To be Kahler, you need to add that the almost-complex structure is complex. But the Fukaya category is defined for almost-Kahler manifolds (modulo hedging about picking the right almost-complex structure) so the typos cancel out.

By the way… I wonder whether there’s any connection at all between homological mirror symmetry and GAGA. I mean, both are about relating an algebraic thing with an analytic thing, and both HMS and GAGA say something about (in particular) complex projective varieties.

2. hilbertthm90 says:

Thanks! I’m not sure what is meant by “add that the almost-complex structure is complex.” I hunted around for a definition, but couldn’t find one. Does this just mean X is a complex manifold rather than a manifold with almost-complex structure? It isn’t clear from what I wrote, but I’m assuming we are starting with a complex manifold.

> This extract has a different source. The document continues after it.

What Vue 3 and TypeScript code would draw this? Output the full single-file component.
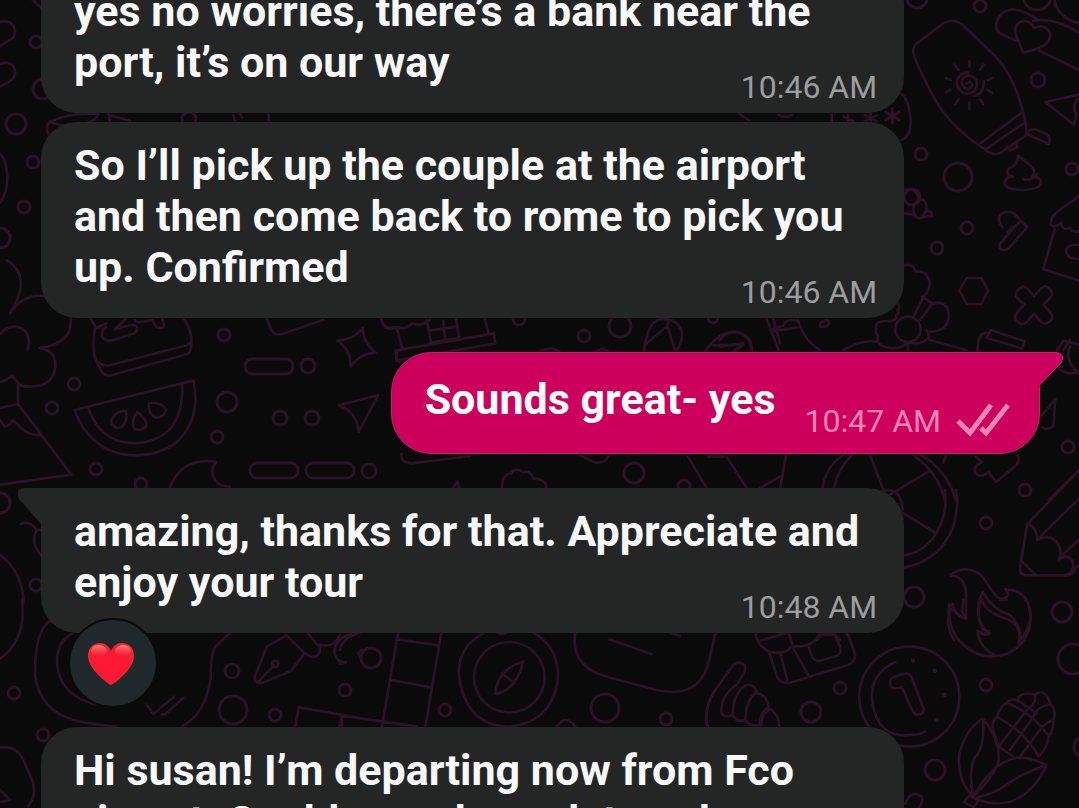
<script setup lang="ts">
interface Message {
  id: number
  text: string
  time: string
  own?: boolean
  tail?: boolean
  grouped?: boolean
  reaction?: boolean
}

const messages: Message[] = [
  { id: 1, text: 'yes no worries, there’s a bank near the port, it’s on our way', time: '10:46 AM' },
  {
    id: 2,
    text: 'So I’ll pick up the couple at the airport and then come back to rome to pick you up. Confirmed',
    time: '10:46 AM',
    grouped: true,
  },
  { id: 3, text: 'Sounds great- yes', time: '10:47 AM', own: true, tail: true },
  {
    id: 4,
    text: 'amazing, thanks for that. Appreciate and enjoy your tour',
    time: '10:48 AM',
    tail: true,
    reaction: true,
  },
  { id: 5, text: 'Hi susan! I’m departing now from Fco airport. Could you please let me know', time: '10:52 AM' },
]

interface Sketch {
  x: number
  y: number
  d: string
}

// Line drawings of the wallpaper, drawn at three times their size.
const sketches: Sketch[] = [
  {
    x: 0,
    y: 0,
    d: 'M0 66Q30 58 42 80Q52 105 32 118L0 138M0 192Q30 182 42 202Q52 228 32 242L0 260M0 462Q20 480 22 530Q22 580 0 608M98 0L125 24M150 415Q132 380 150 365Q220 335 295 342Q290 362 250 372M150 365L200 382M326 338L330 375M326 345L390 362M700 345L705 362M720 342L726 352M806 342V362',
  },
  {
    x: 720,
    y: 0,
    d: 'M590 130L670 70Q698 54 725 72L828 170Q875 225 895 290Q920 360 920 405L840 460Q815 468 790 445Q700 385 655 315Q600 220 580 160Q578 140 590 130ZM780 430L905 338M800 446L916 366M860 442L870 452L892 440L888 426M920 398Q935 382 955 392L978 402Q994 412 986 432L925 404M740 250Q750 240 756 252Q756 266 742 266Q722 262 726 240Q738 220 760 230Q776 245 768 266Q752 288 728 278Q706 262 712 238Q724 216 745 218M792 244Q790 284 762 288M748 184V200M790 194L780 210M818 234L804 240M816 278L802 270M790 312L780 298M748 326V310M706 312L716 298M678 276L692 270M678 234L692 240M704 194L716 210M888 122L836 98Q820 78 838 48Q860 24 890 30Q920 36 948 56M910 158L888 106Q880 80 900 66Q925 54 942 84Q970 70 988 94Q998 118 970 138Q940 152 910 158ZM940 62Q1000 50 1077 98M958 152L1077 210M1077 284L975 306L1062 374L1070 342Q1052 322 1077 294M545 282Q566 300 570 345Q580 405 545 420M335 342V366M58 342L88 362M175 345Q195 355 215 345M517 326V370M497 336L537 360M497 360L537 336M452 340V368M434 346L470 364M434 364L470 346M384 346V366M370 350L402 364M893 466L932 498Q950 512 936 530Q965 530 962 552Q954 570 900 570Q852 568 854 546Q858 530 878 530Q852 522 866 506Q896 494 893 466ZM910 538Q945 542 950 522',
  },
  {
    x: 720,
    y: 180,
    d: 'M555 30Q590 20 596 58Q622 55 620 90Q640 98 636 108L606 112Q596 120 580 104L555 100M596 58Q570 85 586 106M620 90L606 112M848 142Q830 120 842 104Q860 88 884 102L922 142L864 206Q848 216 840 204Q836 194 844 186L902 122M862 156L878 140M1077 48L1030 82Q990 106 992 134Q1006 146 1022 128Q1028 154 1050 144Q1058 160 1077 154M1004 148L970 268L1077 302M1077 195Q1040 190 1038 216Q1042 238 1077 236M740 294H784L804 332L784 372H740L718 332ZM904 322Q914 316 922 326L942 348L962 326Q976 312 990 328Q1002 342 990 354L970 374L990 396Q1004 410 990 424Q974 438 962 424L942 402L922 424Q908 440 892 424Q878 410 892 396L914 374L890 352Q882 336 904 322ZM555 256Q580 250 586 274Q618 270 628 302Q632 330 610 350L580 412M606 350L638 370L600 420M638 372Q672 360 684 390Q694 425 668 446Q640 460 620 452M532 370Q544 380 532 390Q544 396 528 406Q534 416 512 424Q480 420 470 432Q462 456 474 470Q466 496 502 502Q540 512 564 486Q600 500 628 472L620 452M564 486V510M526 448A38 38 0 0 0 602 448A38 38 0 0 0 526 448M628 480L740 510M140 416L176 510M158 454L232 442M188 438Q200 414 234 422M234 420Q250 480 300 510M300 430Q324 410 328 430Q316 446 300 438ZM370 510Q430 476 474 486M0 500L70 490L40 520M0 480Q20 450 60 458Q96 470 96 512M772 512L776 480Q780 458 806 458M812 450L914 484L906 506L800 474ZM1010 512L1030 482L1077 494',
  },
  {
    x: 0,
    y: 260,
    d: 'M20 0Q100 50 30 160Q70 100 135 108M212 174Q220 250 118 264Q168 270 166 320Q160 372 110 378Q76 384 56 372L36 346Q20 362 0 366M0 222Q30 188 66 206Q96 226 82 272M54 372V432L214 644L0 674M0 444L54 432M54 432L124 524M124 526Q80 526 56 496L38 480Q28 500 14 500L0 480M272 176L286 200Q276 250 284 290L304 334Q314 352 340 344L562 282Q576 276 574 240Q574 210 552 176M284 290Q294 320 330 316L560 256Q576 250 574 232M290 204L318 190M318 200Q302 214 306 230Q318 246 340 240L404 220Q414 212 410 200Q400 190 380 198L344 208L378 176M405 180Q410 190 424 186L456 180L466 196Q474 208 490 202Q494 190 486 176M224 450L580 362Q606 480 524 552Q430 610 326 570Q250 530 224 450ZM264 442Q290 520 354 542Q440 566 506 512Q552 460 546 372M378 452Q334 456 334 490Q352 516 372 494Q382 480 378 452ZM412 456Q390 490 404 506Q424 516 440 498Q442 480 412 456ZM446 430Q444 460 466 472Q490 474 498 452Q490 424 446 430ZM510 682Q546 590 648 606Q626 636 648 664Q664 680 690 680M800 176L814 210Q824 228 846 222L970 180M1088 204Q1090 250 1126 278Q1080 280 1052 320Q1054 270 1012 242Q1062 240 1088 204ZM1016 436L1134 406L1076 516Q1070 454 1016 436ZM1144 176Q1148 210 1174 206L1200 202M1200 270L1190 276V300L1200 306',
  },
  {
    x: 380,
    y: 310,
    d: 'M4 26Q10 60 46 52Q80 60 96 40Q130 50 150 30M50 54L66 112M140 30L154 100M228 26L238 88M146 62L232 50M152 98L236 84M190 34L196 96M46 122L342 70L346 100L50 152ZM314 26L326 72M64 432Q60 456 94 460L270 438M366 534Q366 490 394 490Q404 470 428 486Q452 480 460 506Q500 506 498 534M216 540L232 514L240 540M600 436L646 458Q678 460 686 436M924 440L980 534M1040 440L1100 534M1140 534L1200 500M986 440H1030M792 124Q800 40 840 28Q890 24 904 60Q912 90 888 124M800 100L862 48L884 118M862 48L866 28M976 124Q1010 70 1062 64Q1112 74 1114 120M1000 106L1090 104L1060 124M1180 26L1200 100M1170 60L1200 50M480 124Q510 108 540 124M650 124L666 116L684 124',
  },
  {
    x: 780,
    y: 340,
    d: 'M18 345L0 450M128 445Q136 380 190 345M162 445Q172 386 216 345M270 345L312 455M320 470L450 392M424 345Q500 390 528 480M400 345Q476 400 494 480M300 480Q300 452 326 450Q352 452 362 480M498 345L490 368M588 350L606 366Q576 380 588 402Q606 414 626 396L648 426L706 378Q724 364 712 345M786 226L826 176L820 258Q806 272 786 262M806 480L897 390M870 20Q850 60 897 100M836 84Q860 108 897 96M870 0L850 30',
  },
  {
    x: 800,
    y: 440,
    d: 'M315 382Q420 360 460 260Q478 200 468 150M315 346Q400 330 430 230Q440 200 434 150M304 216L402 276M250 150Q304 146 308 208M837 92L682 252L662 370Q654 406 680 406H800Q820 404 826 384L837 376M837 176L718 292M837 300L780 350M682 252Q712 262 712 300Q744 278 770 306Q790 336 776 358Q800 340 816 360Q828 390 800 404M664 362L706 404M452 404Q500 370 546 408L580 458Q596 484 618 474Q630 460 616 448Q690 450 692 530Q684 580 660 600M452 406Q500 410 498 470V536Q466 530 458 492Q430 550 462 600M548 456Q580 510 628 524Q668 560 658 600M548 456Q520 510 548 566Q570 582 566 572Q560 590 532 572L540 600M50 600L70 580H100L120 600M140 580L150 600',
  },
  {
    x: 0,
    y: 600,
    d: 'M0 176Q80 120 66 0M152 60Q100 100 106 230Q120 330 220 360Q290 376 350 380M220 98Q160 130 174 210Q190 290 290 314M690 98L644 142Q632 170 632 230Q620 340 545 380M440 314L460 342L522 290M484 344L496 342L550 294M0 442Q50 436 70 480L98 544Q110 590 84 618M0 570L30 600L0 606M860 106L800 140L764 232Q764 254 788 248L874 212L914 160L860 106ZM776 244L822 196M924 100L950 132Q970 150 950 168Q934 176 916 160M950 132Q1000 150 1020 104M1066 100Q1000 110 1004 160Q1012 190 1038 188M1080 168Q1070 160 1084 150M886 380L896 322L1080 354M1018 380L1026 348M816 192A10 10 0 0 0 836 192A10 10 0 0 0 816 192',
  },
  {
    x: 340,
    y: 600,
    d: 'M0 150Q10 110 60 98M0 192L16 186M174 98L126 380M304 98L256 380M174 118L294 136M154 240L272 262M0 346L230 380M6 350V380M432 98Q340 150 360 250Q390 380 508 380Q628 370 652 250Q666 150 580 98M402 232A106 106 0 0 0 614 232A106 106 0 0 0 402 232M550 184Q530 270 466 282Q470 210 550 184ZM486 220L524 250M470 98Q486 104 500 98M706 98Q690 200 800 230L950 270Q1080 300 1108 180L1126 98M808 118L934 162M990 98L1020 108M1140 250Q1090 310 1102 380M650 380Q676 340 706 380',
  },
  {
    x: 700,
    y: 600,
    d: 'M22 380Q10 320 46 270L96 200Q114 178 134 196Q142 210 112 252Q60 290 64 340Q80 356 98 344Q110 370 136 360Q150 382 180 374M136 256Q100 280 98 344M172 274Q136 300 136 360M136 256Q164 250 172 280Q200 284 206 320Q178 340 180 374M206 322Q238 344 238 380M184 376Q184 340 206 330M166 98Q170 136 206 154L232 232Q244 252 270 248L446 194Q470 180 464 160L442 98M176 124L256 100M206 156Q260 164 276 138Q340 146 360 98M276 138L326 228M240 156L262 240M266 98L278 138M326 140L336 170Q346 188 370 180L410 168Q426 160 420 140L404 104H372M478 290A150 150 0 0 0 778 290A150 150 0 0 0 478 290M586 186Q510 220 516 300Q530 420 640 404Q662 404 676 394M570 242Q576 228 620 220Q634 222 638 240L670 324Q674 344 650 344Q640 342 634 324L606 262Q580 270 572 258ZM748 14Q740 60 768 110Q830 190 920 162Q990 130 992 50Q988 10 976 0M790 0L786 34Q796 54 800 54Q770 52 754 16M844 0Q820 60 868 102Q850 108 834 94Q836 140 882 164M846 0Q860 40 920 56Q970 80 956 130M900 0H920M820 590Q770 540 778 460Q796 390 848 356Q900 420 896 480Q890 520 820 590ZM848 358Q858 440 820 480Q806 530 820 588M820 590Q880 480 960 472Q1000 474 1040 496Q1000 580 930 606Q880 616 836 600M1040 496Q960 520 900 568Q860 586 830 594M808 586L792 606L820 622L836 602ZM896 440L880 392Q872 370 890 350Q900 320 920 308Q934 296 952 300Q960 274 1004 284Q1040 264 1050 312Q1070 330 1060 360Q1062 390 1046 408Q1044 440 1016 470M920 308Q1000 340 1046 408M890 350Q980 400 1016 470M896 440L940 470M1004 284Q1012 310 980 330L896 440M1050 312Q1010 320 1000 350L930 450M1060 360Q1030 370 1020 390L960 470M952 300L1010 340M616 612Q630 570 664 588Q672 604 656 624M636 181A3 3 0 0 0 642 181A3 3 0 0 0 636 181M701 213A3 3 0 0 0 707 213A3 3 0 0 0 701 213M730 284A3 3 0 0 0 736 284A3 3 0 0 0 730 284M707 360A3 3 0 0 0 713 360A3 3 0 0 0 707 360',
  },
  {
    x: 0,
    y: 130,
    d: 'M62 1182Q90 1170 110 1200H125M110 1200Q90 1240 124 1276M0 1274Q60 1320 70 1400V1420',
  },
]

const dots: [number, number, number][] = [
  [36, 42, 6], [43, 89, 10], [16, 124, 10], [33, 162, 6], [24, 207, 6], [0, 238, 10], [189, 119, 7],
  [917, -2, 10], [980, 6, 6], [1038, 80, 7], [921, 154, 6], [958, 177, 14], [1072, 169, 6], [1037, -4, 14],
  [1082, -5, 28], [912, 197, 8], [967, 228, 6], [937, 248, 6], [224, 335, 6], [308, 366, 7], [74, 384, 6],
  [52, 408, 6], [227, 402, 10], [280, 418, 7], [312, 418, 7], [217, 437, 6], [96, 469, 6], [141, 484, 6],
  [369, 471, 7], [519, 319, 6], [584, 336, 6], [620, 326, 11], [713, 318, 5], [634, 473, 10], [684, 486, 6],
  [1068, 447, 6], [1025, 490, 6], [986, 523, 6], [914, 597, 10], [1062, 612, 10], [0, 503, 10], [36, 585, 6],
  [14, 693, 6], [43, 735, 6], [232, 671, 7], [233, 710, 14], [275, 715, 6], [345, 690, 6], [371, 658, 10],
  [445, 710, 6], [605, 708, 14], [666, 719, 6], [840, 688, 6], [811, 712, 10], [986, 685, 6], [1073, 659, 15],
  [935, 770, 10], [1084, 747, 10],
]

const pills: [number, number][] = [[245, 359], [250, 463], [306, 463]]
</script>

<template>
  <main class="chat">
    <svg class="wallpaper" viewBox="0 0 1079 808" preserveAspectRatio="xMinYMin slice" aria-hidden="true">
      <path
        v-for="(s, i) in sketches"
        :key="i"
        class="sketch"
        :d="s.d"
        :transform="`translate(${s.x} ${s.y}) scale(0.33333)`"
      />
      <circle v-for="([cx, cy, r], i) in dots" :key="i" :cx="cx" :cy="cy" :r="r" />
      <rect v-for="([x, y], i) in pills" :key="i" :x="x" :y="y" width="48" height="15" rx="7" />
    </svg>

    <ol class="messages">
      <li
        v-for="m in messages"
        :key="m.id"
        class="message"
        :class="{ own: m.own, tail: m.tail, grouped: m.grouped, reacted: m.reaction }"
      >
        <svg v-if="m.tail && m.own" class="tail-shape" viewBox="0 0 36 36" aria-hidden="true">
          <path class="fill" d="M0 0H28Q38 2 33 11L12 33V36H0Z" />
          <path class="edge" d="M0 .5H28Q38 2 33 11L11.500 33" />
        </svg>
        <svg v-else-if="m.tail" class="tail-shape" viewBox="0 0 36 36" aria-hidden="true">
          <path class="fill" d="M36 0H5Q-3 2 1 11L23 36H36Z" />
        </svg>
        <p class="text">{{ m.text }}</p>
        <div class="meta">
          <time>{{ m.time }}</time>
          <svg v-if="m.own" class="ticks" viewBox="0 0 56 36" role="img" aria-label="Delivered">
            <path d="M3 18L15 30L36 2M26 25L31 30L53 2" />
          </svg>
        </div>
        <button v-if="m.reaction" class="reaction" type="button" aria-label="Heart reaction">
          <svg viewBox="0 0 48 44" aria-hidden="true">
            <defs>
              <radialGradient id="heart" cx="0.5" cy="0.55" r="0.6">
                <stop offset="0" stop-color="#ff1838" />
                <stop offset="0.6" stop-color="#fa1834" />
                <stop offset="1" stop-color="#ee2a30" />
              </radialGradient>
              <linearGradient id="shine" x1="0" y1="0" x2="0" y2="1">
                <stop offset="0" stop-color="#ff9a98" stop-opacity="0.8" />
                <stop offset="1" stop-color="#ff4a55" stop-opacity="0" />
              </linearGradient>
            </defs>
            <path
              fill="url(#heart)"
              d="M24 43C21 42 1 27 1 14C1 6 6 1 13 1C18 1 22 4 24 9C26 4 30 1 35 1C42 1 47 6 47 14C47 27 27 42 24 43Z"
            />
            <ellipse cx="12" cy="9" rx="8" ry="6" fill="url(#shine)" />
            <ellipse cx="36" cy="9" rx="8" ry="6" fill="url(#shine)" />
          </svg>
        </button>
      </li>
    </ol>
  </main>
</template>

<style>
body {
  margin: 0;
  background: #0a0a0a;
}
</style>

<style scoped>
.chat {
  position: relative;
  height: 100vh;
  overflow: hidden;
  background: #0a0a0a;
  font-family: Roboto, "Liberation Sans", sans-serif;
}

.wallpaper {
  position: absolute;
  inset: 0;
  width: 100%;
  height: 100%;
  fill: none;
  stroke: #2d1124;
  stroke-width: 3;
  stroke-linecap: round;
  stroke-linejoin: round;
}

.sketch {
  stroke-width: 8;
}

.messages {
  position: relative;
  display: flex;
  flex-direction: column;
  align-items: flex-start;
  gap: 34px;
  margin: -32px 0 0;
  padding: 0 39px 0 41px;
  list-style: none;
}

.message {
  position: relative;
  box-sizing: border-box;
  display: grid;
  width: 86.4%;
  padding: 18px 27px 6px 33px;
  border-radius: 36px;
  background: #242626;
  color: #f8f8fb;
}

.grouped {
  margin-top: -25px;
}

.reacted {
  margin-bottom: 60px;
  border-top-left-radius: 0;
}

.text,
.meta {
  grid-area: 1 / 1;
}

.text {
  margin: 0 0 19px;
  font-size: 43px;
  font-weight: 700;
  line-height: 51px;
}

.meta {
  display: flex;
  align-items: center;
  align-self: end;
  justify-self: end;
  gap: 14px;
  color: #9c9d9d;
  font-size: 32px;
  line-height: 40px;
}

.own {
  display: flex;
  align-self: flex-end;
  gap: 29px;
  width: auto;
  padding: 21px 28px 12px 33px;
  border: 1px solid #b52a63;
  border-radius: 40px;
  border-top-right-radius: 0;
  background: #cc005c;
  color: #ffffff;
}

.own .text {
  margin-bottom: 16px;
}

.own .meta {
  color: #ff87b4;
}

.tail-shape {
  position: absolute;
  top: 0;
  left: -23px;
  width: 36px;
  height: 36px;
  fill: #242626;
}

.own .tail-shape {
  top: -1px;
  right: -25px;
  left: auto;
  fill: #cc005c;
}

.edge {
  fill: none;
  stroke: #b52a63;
}

.ticks {
  width: 56px;
  height: 36px;
  fill: none;
  stroke: #ff87b4;
  stroke-width: 5;
}

.reaction {
  position: absolute;
  bottom: -75px;
  left: 27px;
  display: grid;
  place-items: center;
  box-sizing: border-box;
  width: 90px;
  height: 90px;
  padding: 2px 4px 0 0;
  border: 2px solid #0a0a0a;
  border-radius: 50%;
  background: #1f282b;
}

.reaction svg {
  width: 48px;
  height: 44px;
}
</style>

The GAGA thing is a great point. I guess one could try to argue that HMS is not a surprising conjecture from that point of view. GAGA says something like the category of coherent sheaves in Zariski is equivalent to the category of coherent sheaves analytically. So one could re-interpret the “algebraic side” of HMS almost entirely analytically through GAGA and then the statement says that two analytic things are related when you are in this really nice situation where all the structures play nice with each other.

3. Nate says:

Yeah, that’s what I meant, that you need to assume that the manifold M is complex, and that the complex structure J on the tangent bundle actually comes from the complex structure of M. I guess you actually were suggesting that hypothesis in the last sentence of the fourth paragraph.